* [Written problem] Below is some material; set it all down exactly, apart from the pictures.

*****

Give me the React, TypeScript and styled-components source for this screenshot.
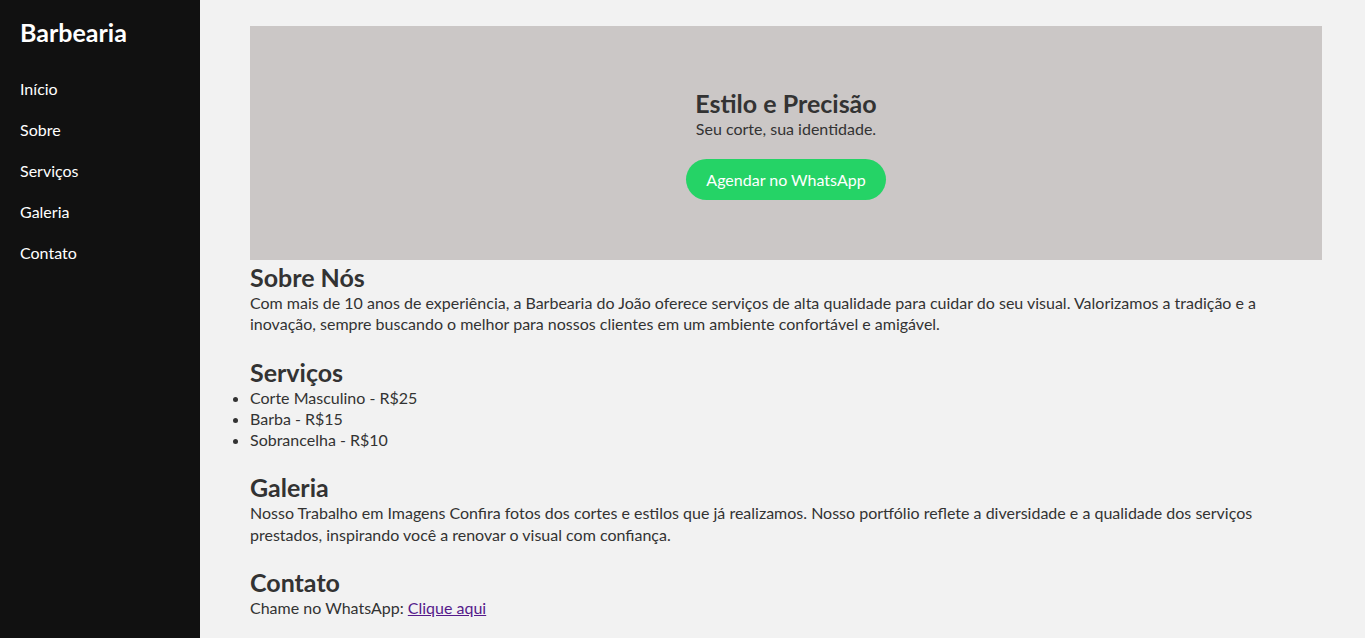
import React from "react";
import styled, { createGlobalStyle } from "styled-components";

const Global = createGlobalStyle`
  body {
    margin: 0;
    background: #f2f2f2;
    color: #333;
    font-family: "Segoe UI", "Lato", "Noto Sans", sans-serif;
  }
  * { box-sizing: border-box; }
`;

const Layout = styled.div`
  display: flex;
  min-height: 800px;
  background: #f2f2f2;
`;

const Sidebar = styled.aside`
  width: 200px;
  flex-shrink: 0;
  background: #111;
  color: #fff;
  padding: 18px 20px 20px;
`;

const Brand = styled.h2`
  margin: 0 0 21px;
  font-size: 25px;
  line-height: 29px;
  font-weight: 700;
`;

const Nav = styled.nav`
  display: flex;
  flex-direction: column;
`;

const NavLink = styled.a`
  color: #fff;
  text-decoration: none;
  font-size: 16px;
  line-height: 21px;
  padding: 10px 0;
`;

const Main = styled.main`
  flex: 1;
  padding: 26px 43px 0 50px;
`;

const Hero = styled.section`
  background: #cbc7c6;
  height: 234px;
  margin-bottom: 2px;
  display: flex;
  flex-direction: column;
  align-items: center;
  justify-content: center;
  text-align: center;
`;

const HeroTitle = styled.h1`
  margin: 0;
  padding-top: 1px;
  font-size: 25px;
  line-height: 30px;
  font-weight: 700;
  color: #333;
`;

const HeroText = styled.p`
  margin: 0 0 20px;
  font-size: 16px;
  line-height: 21px;
  color: #333;
`;

const CtaButton = styled.a`
  display: inline-block;
  background: #25d366;
  color: #fff;
  text-decoration: none;
  font-size: 16px;
  line-height: 21px;
  padding: 10px 20px;
  border-radius: 25px;
`;

const Section = styled.section`
  margin-bottom: 22px;
`;

const Title = styled.h2`
  margin: 0;
  font-size: 25px;
  line-height: 30px;
  font-weight: 700;
  color: #333;
`;

const Text = styled.p`
  margin: 0;
  font-size: 16px;
  line-height: 21.3px;
`;

const List = styled.ul`
  margin: 0;
  padding: 0;
  list-style: disc;
`;

const Item = styled.li`
  font-size: 16px;
  line-height: 21.3px;
`;

const Link = styled.a`
  color: #551a8b;
  text-decoration: underline;
`;

export default function App() {
  return (
    <>
      <Global />
      <Layout>
        <Sidebar>
          <Brand>Barbearia</Brand>
          <Nav>
            <NavLink href="#inicio">Início</NavLink>
            <NavLink href="#sobre">Sobre</NavLink>
            <NavLink href="#servicos">Serviços</NavLink>
            <NavLink href="#galeria">Galeria</NavLink>
            <NavLink href="#contato">Contato</NavLink>
          </Nav>
        </Sidebar>
        <Main>
          <Hero id="inicio">
            <HeroTitle>Estilo e Precisão</HeroTitle>
            <HeroText>Seu corte, sua identidade.</HeroText>
            <CtaButton href="#contato">Agendar no WhatsApp</CtaButton>
          </Hero>
          <Section id="sobre">
            <Title>Sobre Nós</Title>
            <Text>
              Com mais de 10 anos de experiência, a Barbearia do João oferece serviços de alta qualidade para cuidar do seu visual. Valorizamos a tradição e a inovação, sempre buscando o melhor para nossos clientes em um ambiente confortável e amigável.
            </Text>
          </Section>
          <Section id="servicos">
            <Title>Serviços</Title>
            <List>
              <Item>Corte Masculino - R$25</Item>
              <Item>Barba - R$15</Item>
              <Item>Sobrancelha - R$10</Item>
            </List>
          </Section>
          <Section id="galeria">
            <Title>Galeria</Title>
            <Text>
              Nosso Trabalho em Imagens Confira fotos dos cortes e estilos que já realizamos. Nosso portfólio reflete a diversidade e a qualidade dos serviços prestados, inspirando você a renovar o visual com confiança.
            </Text>
          </Section>
          <Section id="contato">
            <Title>Contato</Title>
            <Text>
              Chame no WhatsApp: <Link href="#whatsapp">Clique aqui</Link>
            </Text>
          </Section>
        </Main>
      </Layout>
    </>
  );
}
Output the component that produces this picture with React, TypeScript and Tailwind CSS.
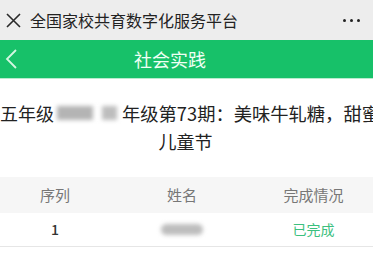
import React from "react";

export default function App() {
  const font = { fontFamily: '"Noto Sans CJK SC", "Noto Sans", sans-serif' };
  return (
    <div className="w-[373px] h-[254px] overflow-hidden bg-white" style={font}>
      {/* top bar */}
      <div className="h-[40px] bg-[#ededed] flex items-center relative">
        <svg className="ml-[5px]" width="17" height="17" viewBox="0 0 17 17">
          <path d="M2 2 L15 15 M15 2 L2 15" stroke="#2a2a2a" strokeWidth="1.6" fill="none" />
        </svg>
        <span className="ml-[8px] text-[16px] text-[#222] leading-none">全国家校共育数字化服务平台</span>
        <div className="ml-auto mr-[13px] flex gap-[4px]">
          <span className="w-[3px] h-[3px] rounded-full bg-[#222]" />
          <span className="w-[3px] h-[3px] rounded-full bg-[#222]" />
          <span className="w-[3px] h-[3px] rounded-full bg-[#222]" />
        </div>
      </div>
      {/* green bar */}
      <div className="h-[39px] bg-[#17c169] border-b border-[#b9ecce] flex items-center relative">
        <svg className="ml-[5px]" width="13" height="22" viewBox="0 0 13 22">
          <path d="M11 2 L2 11 L11 20" stroke="#d4f7e1" strokeWidth="1.8" fill="none" />
        </svg>
        <span className="absolute left-[134px] text-[18px] text-[#effff4] leading-none">社会实践</span>
      </div>
      {/* title */}
      <div className="pt-[20px] text-[18px] leading-[28px] text-[#222]">
        <div className="whitespace-nowrap overflow-hidden flex">
          <span>五年级</span>
          <span className="w-[68px] shrink-0 flex items-center gap-[9px] pl-[3px]">
            <span className="w-[36px] h-[14px] bg-[#b4b4b4] blur-[2px]" />
            <span className="w-[15px] h-[14px] bg-[#bdbdbd] blur-[2px]" />
          </span>
          <span className="text-[18.3px]">年级第73期：美味牛轧糖，甜蜜</span>
        </div>
        <div className="text-center ml-[-2px]">儿童节</div>
      </div>
      {/* table */}
      <div className="mt-[22px]">
        <div className="grid grid-cols-[110px_144px_1fr] h-[36px] items-center bg-[#f6f6f6] text-[15px] text-[#777]">
          <div className="text-center">序列</div>
          <div className="text-center">姓名</div>
          <div className="text-center">完成情况</div>
        </div>
        <div className="grid grid-cols-[110px_144px_1fr] h-[34px] items-center border-b border-[#e6e6e6] text-[14px]">
          <div className="text-center text-[#333] font-medium">1</div>
          <div className="flex justify-center">
            <span className="w-[42px] h-[11px] bg-[#bdbdbd] blur-[2px] rounded-full" />
          </div>
          <div className="text-center text-[#3cc07e]">已完成</div>
        </div>
      </div>
    </div>
  );
}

*****

* [Solution]
Give me the React, TypeScript and styled-components source for this screenshot.
import React from "react";
import styled, { createGlobalStyle } from "styled-components";

const Global = createGlobalStyle`
  body {
    margin: 0;
    background: #f2f2f2;
    color: #333;
    font-family: "Segoe UI", "Lato", "Noto Sans", sans-serif;
  }
  * { box-sizing: border-box; }
`;

const Layout = styled.div`
  display: flex;
  min-height: 800px;
  background: #f2f2f2;
`;

const Sidebar = styled.aside`
  width: 200px;
  flex-shrink: 0;
  background: #111;
  color: #fff;
  padding: 18px 20px 20px;
`;

const Brand = styled.h2`
  margin: 0 0 21px;
  font-size: 25px;
  line-height: 29px;
  font-weight: 700;
`;

const Nav = styled.nav`
  display: flex;
  flex-direction: column;
`;

const NavLink = styled.a`
  color: #fff;
  text-decoration: none;
  font-size: 16px;
  line-height: 21px;
  padding: 10px 0;
`;

const Main = styled.main`
  flex: 1;
  padding: 26px 43px 0 50px;
`;

const Hero = styled.section`
  background: #cbc7c6;
  height: 234px;
  margin-bottom: 2px;
  display: flex;
  flex-direction: column;
  align-items: center;
  justify-content: center;
  text-align: center;
`;

const HeroTitle = styled.h1`
  margin: 0;
  padding-top: 1px;
  font-size: 25px;
  line-height: 30px;
  font-weight: 700;
  color: #333;
`;

const HeroText = styled.p`
  margin: 0 0 20px;
  font-size: 16px;
  line-height: 21px;
  color: #333;
`;

const CtaButton = styled.a`
  display: inline-block;
  background: #25d366;
  color: #fff;
  text-decoration: none;
  font-size: 16px;
  line-height: 21px;
  padding: 10px 20px;
  border-radius: 25px;
`;

const Section = styled.section`
  margin-bottom: 22px;
`;

const Title = styled.h2`
  margin: 0;
  font-size: 25px;
  line-height: 30px;
  font-weight: 700;
  color: #333;
`;

const Text = styled.p`
  margin: 0;
  font-size: 16px;
  line-height: 21.3px;
`;

const List = styled.ul`
  margin: 0;
  padding: 0;
  list-style: disc;
`;

const Item = styled.li`
  font-size: 16px;
  line-height: 21.3px;
`;

const Link = styled.a`
  color: #551a8b;
  text-decoration: underline;
`;

export default function App() {
  return (
    <>
      <Global />
      <Layout>
        <Sidebar>
          <Brand>Barbearia</Brand>
          <Nav>
            <NavLink href="#inicio">Início</NavLink>
            <NavLink href="#sobre">Sobre</NavLink>
            <NavLink href="#servicos">Serviços</NavLink>
            <NavLink href="#galeria">Galeria</NavLink>
            <NavLink href="#contato">Contato</NavLink>
          </Nav>
        </Sidebar>
        <Main>
          <Hero id="inicio">
            <HeroTitle>Estilo e Precisão</HeroTitle>
            <HeroText>Seu corte, sua identidade.</HeroText>
            <CtaButton href="#contato">Agendar no WhatsApp</CtaButton>
          </Hero>
          <Section id="sobre">
            <Title>Sobre Nós</Title>
            <Text>
              Com mais de 10 anos de experiência, a Barbearia do João oferece serviços de alta qualidade para cuidar do seu visual. Valorizamos a tradição e a inovação, sempre buscando o melhor para nossos clientes em um ambiente confortável e amigável.
            </Text>
          </Section>
          <Section id="servicos">
            <Title>Serviços</Title>
            <List>
              <Item>Corte Masculino - R$25</Item>
              <Item>Barba - R$15</Item>
              <Item>Sobrancelha - R$10</Item>
            </List>
          </Section>
          <Section id="galeria">
            <Title>Galeria</Title>
            <Text>
              Nosso Trabalho em Imagens Confira fotos dos cortes e estilos que já realizamos. Nosso portfólio reflete a diversidade e a qualidade dos serviços prestados, inspirando você a renovar o visual com confiança.
            </Text>
          </Section>
          <Section id="contato">
            <Title>Contato</Title>
            <Text>
              Chame no WhatsApp: <Link href="#whatsapp">Clique aqui</Link>
            </Text>
          </Section>
        </Main>
      </Layout>
    </>
  );
}
Output the component that produces this picture with React, TypeScript and Tailwind CSS.
import React from "react";

export default function App() {
  const font = { fontFamily: '"Noto Sans CJK SC", "Noto Sans", sans-serif' };
  return (
    <div className="w-[373px] h-[254px] overflow-hidden bg-white" style={font}>
      {/* top bar */}
      <div className="h-[40px] bg-[#ededed] flex items-center relative">
        <svg className="ml-[5px]" width="17" height="17" viewBox="0 0 17 17">
          <path d="M2 2 L15 15 M15 2 L2 15" stroke="#2a2a2a" strokeWidth="1.6" fill="none" />
        </svg>
        <span className="ml-[8px] text-[16px] text-[#222] leading-none">全国家校共育数字化服务平台</span>
        <div className="ml-auto mr-[13px] flex gap-[4px]">
          <span className="w-[3px] h-[3px] rounded-full bg-[#222]" />
          <span className="w-[3px] h-[3px] rounded-full bg-[#222]" />
          <span className="w-[3px] h-[3px] rounded-full bg-[#222]" />
        </div>
      </div>
      {/* green bar */}
      <div className="h-[39px] bg-[#17c169] border-b border-[#b9ecce] flex items-center relative">
        <svg className="ml-[5px]" width="13" height="22" viewBox="0 0 13 22">
          <path d="M11 2 L2 11 L11 20" stroke="#d4f7e1" strokeWidth="1.8" fill="none" />
        </svg>
        <span className="absolute left-[134px] text-[18px] text-[#effff4] leading-none">社会实践</span>
      </div>
      {/* title */}
      <div className="pt-[20px] text-[18px] leading-[28px] text-[#222]">
        <div className="whitespace-nowrap overflow-hidden flex">
          <span>五年级</span>
          <span className="w-[68px] shrink-0 flex items-center gap-[9px] pl-[3px]">
            <span className="w-[36px] h-[14px] bg-[#b4b4b4] blur-[2px]" />
            <span className="w-[15px] h-[14px] bg-[#bdbdbd] blur-[2px]" />
          </span>
          <span className="text-[18.3px]">年级第73期：美味牛轧糖，甜蜜</span>
        </div>
        <div className="text-center ml-[-2px]">儿童节</div>
      </div>
      {/* table */}
      <div className="mt-[22px]">
        <div className="grid grid-cols-[110px_144px_1fr] h-[36px] items-center bg-[#f6f6f6] text-[15px] text-[#777]">
          <div className="text-center">序列</div>
          <div className="text-center">姓名</div>
          <div className="text-center">完成情况</div>
        </div>
        <div className="grid grid-cols-[110px_144px_1fr] h-[34px] items-center border-b border-[#e6e6e6] text-[14px]">
          <div className="text-center text-[#333] font-medium">1</div>
          <div className="flex justify-center">
            <span className="w-[42px] h-[11px] bg-[#bdbdbd] blur-[2px] rounded-full" />
          </div>
          <div className="text-center text-[#3cc07e]">已完成</div>
        </div>
      </div>
    </div>
  );
}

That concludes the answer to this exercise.